----- Data extract -----

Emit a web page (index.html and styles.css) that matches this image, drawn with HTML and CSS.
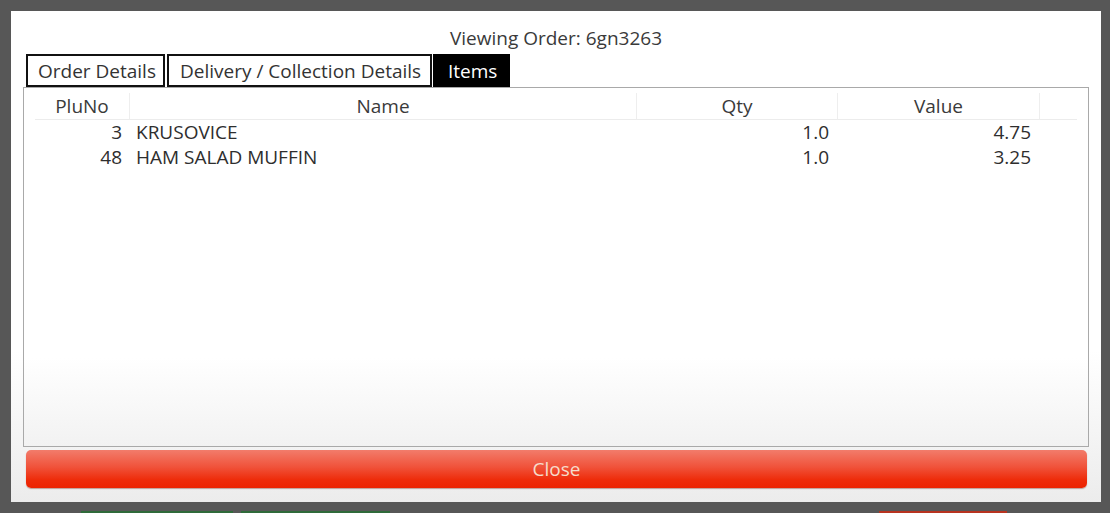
FILE: index.html
```html
<!DOCTYPE html>
<html>
<head>
<meta charset="utf-8">
<link rel="stylesheet" href="styles.css">
</head>
<body>
<div class="screen">
  <div class="dialog">
    <div class="title">Viewing Order: 6gn3263</div>
    <div class="tabs">
      <div class="tab">Order Details</div>
      <div class="tab">Delivery / Collection Details</div>
      <div class="tab active">Items</div>
    </div>
    <div class="panel">
      <div class="grid">
        <div class="hcell">PluNo</div>
        <div class="hcell">Name</div>
        <div class="hcell">Qty</div>
        <div class="hcell">Value</div>
        <div class="hcell last"></div>

        <div class="cell num">3</div>
        <div class="cell name">KRUSOVICE</div>
        <div class="cell num">1.0</div>
        <div class="cell num">4.75</div>
        <div class="cell"></div>

        <div class="cell num">48</div>
        <div class="cell name">HAM SALAD MUFFIN</div>
        <div class="cell num">1.0</div>
        <div class="cell num">3.25</div>
        <div class="cell"></div>
      </div>
    </div>
    <button class="close">Close</button>
  </div>
  <div class="below">
    <span class="sliver green g1"></span>
    <span class="sliver green g2"></span>
    <span class="sliver red r1"></span>
  </div>
</div>
</body>
</html>
```
FILE: styles.css
```css
html, body {
  margin: 0;
  padding: 0;
}
body {
  background: #575757;
  font-family: "Open Sans", "Noto Sans", sans-serif;
  color: #333;
  width: 1110px;
  height: 513px;
  overflow: hidden;
}
.screen {
  display: flex;
  flex-direction: column;
  height: 513px;
}
.dialog {
  margin: 11px 9px 0 11px;
  height: 491px;
  box-sizing: border-box;
  background: linear-gradient(#ffffff 0, #ffffff 340px, #ececec 491px);
  display: flex;
  flex-direction: column;
}
.title {
  height: 43px;
  box-sizing: border-box;
  padding-top: 14px;
  text-align: center;
  font-size: 19px;
  line-height: 26px;
  color: #3a3a3a;
}
.tabs {
  display: flex;
  margin-left: 15px;
  height: 33px;
}
.tab {
  box-sizing: border-box;
  height: 33px;
  border: 2px solid #111;
  background: #fff;
  font-size: 19px;
  line-height: 30px;
  padding: 0 0 0 10px;
  color: #333;
  white-space: nowrap;
}
.tab + .tab {
  margin-left: 2px;
}
.tab:nth-child(1) { width: 139px; }
.tab:nth-child(2) { width: 265px; padding-left: 11px; }
.tab.active {
  margin-left: 1px;
  width: 77px;
  background: #000;
  border-color: #000;
  color: #fff;
  padding-left: 13px;
}
.panel {
  margin: 0 12px;
  height: 360px;
  box-sizing: border-box;
  border: 1px solid #a9a9a9;
  background: linear-gradient(#ffffff 0, #ffffff 270px, #f2f2f2 358px);
  padding: 5px 11px 0 11px;
}
.grid {
  display: grid;
  grid-template-columns: 95px 507px 201px 202px 37px;
  grid-template-rows: 27px 25px 25px;
  font-size: 19px;
}
.hcell {
  text-align: center;
  line-height: 26px;
  border-right: 1px solid #eeeeee;
  border-bottom: 1px solid #ececec;
  background: #fff;
  color: #3a3a3a;
}
.hcell.last {
  border-right: none;
}
.cell {
  line-height: 25px;
  color: #2e2e2e;
  white-space: nowrap;
}
.cell.num {
  text-align: right;
  padding-right: 8px;
}
.cell.name {
  padding-left: 6px;
}
.grid .cell:nth-child(5n+3),
.grid .cell:nth-child(5n+4) {
  padding-right: 9px;
}
.close {
  margin: 3px 14px 0 15px;
  height: 38px;
  border: none;
  border-radius: 5px;
  background: linear-gradient(#f27c6b 0%, #f0523a 45%, #ee2a08 80%, #ec2200 100%);
  box-shadow: 0 1px 1px rgba(120, 40, 20, 0.4);
  color: #f6dccb;
  font-family: "Open Sans", "Noto Sans", sans-serif;
  font-size: 19px;
  line-height: 38px;
  padding: 0;
}
.below {
  flex: 1;
  display: flex;
  align-items: flex-end;
}
.sliver {
  display: block;
  height: 2px;
}
.green { background: #2f6a3a; }
.red { background: #b8331f; }
.g1 { margin-left: 81px; width: 152px; }
.g2 { margin-left: 8px; width: 149px; }
.r1 { margin-left: 489px; width: 128px; }
```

-----

Reproduce the material in full, word for word, and omit the pictures.

Response below —
Emit a web page (index.html and styles.css) that matches this image, drawn with HTML and CSS.
FILE: index.html
```html
<!DOCTYPE html>
<html>
<head>
<meta charset="utf-8">
<link rel="stylesheet" href="styles.css">
</head>
<body>
<div class="screen">
  <div class="dialog">
    <div class="title">Viewing Order: 6gn3263</div>
    <div class="tabs">
      <div class="tab">Order Details</div>
      <div class="tab">Delivery / Collection Details</div>
      <div class="tab active">Items</div>
    </div>
    <div class="panel">
      <div class="grid">
        <div class="hcell">PluNo</div>
        <div class="hcell">Name</div>
        <div class="hcell">Qty</div>
        <div class="hcell">Value</div>
        <div class="hcell last"></div>

        <div class="cell num">3</div>
        <div class="cell name">KRUSOVICE</div>
        <div class="cell num">1.0</div>
        <div class="cell num">4.75</div>
        <div class="cell"></div>

        <div class="cell num">48</div>
        <div class="cell name">HAM SALAD MUFFIN</div>
        <div class="cell num">1.0</div>
        <div class="cell num">3.25</div>
        <div class="cell"></div>
      </div>
    </div>
    <button class="close">Close</button>
  </div>
  <div class="below">
    <span class="sliver green g1"></span>
    <span class="sliver green g2"></span>
    <span class="sliver red r1"></span>
  </div>
</div>
</body>
</html>
```
FILE: styles.css
```css
html, body {
  margin: 0;
  padding: 0;
}
body {
  background: #575757;
  font-family: "Open Sans", "Noto Sans", sans-serif;
  color: #333;
  width: 1110px;
  height: 513px;
  overflow: hidden;
}
.screen {
  display: flex;
  flex-direction: column;
  height: 513px;
}
.dialog {
  margin: 11px 9px 0 11px;
  height: 491px;
  box-sizing: border-box;
  background: linear-gradient(#ffffff 0, #ffffff 340px, #ececec 491px);
  display: flex;
  flex-direction: column;
}
.title {
  height: 43px;
  box-sizing: border-box;
  padding-top: 14px;
  text-align: center;
  font-size: 19px;
  line-height: 26px;
  color: #3a3a3a;
}
.tabs {
  display: flex;
  margin-left: 15px;
  height: 33px;
}
.tab {
  box-sizing: border-box;
  height: 33px;
  border: 2px solid #111;
  background: #fff;
  font-size: 19px;
  line-height: 30px;
  padding: 0 0 0 10px;
  color: #333;
  white-space: nowrap;
}
.tab + .tab {
  margin-left: 2px;
}
.tab:nth-child(1) { width: 139px; }
.tab:nth-child(2) { width: 265px; padding-left: 11px; }
.tab.active {
  margin-left: 1px;
  width: 77px;
  background: #000;
  border-color: #000;
  color: #fff;
  padding-left: 13px;
}
.panel {
  margin: 0 12px;
  height: 360px;
  box-sizing: border-box;
  border: 1px solid #a9a9a9;
  background: linear-gradient(#ffffff 0, #ffffff 270px, #f2f2f2 358px);
  padding: 5px 11px 0 11px;
}
.grid {
  display: grid;
  grid-template-columns: 95px 507px 201px 202px 37px;
  grid-template-rows: 27px 25px 25px;
  font-size: 19px;
}
.hcell {
  text-align: center;
  line-height: 26px;
  border-right: 1px solid #eeeeee;
  border-bottom: 1px solid #ececec;
  background: #fff;
  color: #3a3a3a;
}
.hcell.last {
  border-right: none;
}
.cell {
  line-height: 25px;
  color: #2e2e2e;
  white-space: nowrap;
}
.cell.num {
  text-align: right;
  padding-right: 8px;
}
.cell.name {
  padding-left: 6px;
}
.grid .cell:nth-child(5n+3),
.grid .cell:nth-child(5n+4) {
  padding-right: 9px;
}
.close {
  margin: 3px 14px 0 15px;
  height: 38px;
  border: none;
  border-radius: 5px;
  background: linear-gradient(#f27c6b 0%, #f0523a 45%, #ee2a08 80%, #ec2200 100%);
  box-shadow: 0 1px 1px rgba(120, 40, 20, 0.4);
  color: #f6dccb;
  font-family: "Open Sans", "Noto Sans", sans-serif;
  font-size: 19px;
  line-height: 38px;
  padding: 0;
}
.below {
  flex: 1;
  display: flex;
  align-items: flex-end;
}
.sliver {
  display: block;
  height: 2px;
}
.green { background: #2f6a3a; }
.red { background: #b8331f; }
.g1 { margin-left: 81px; width: 152px; }
.g2 { margin-left: 8px; width: 149px; }
.r1 { margin-left: 489px; width: 128px; }
```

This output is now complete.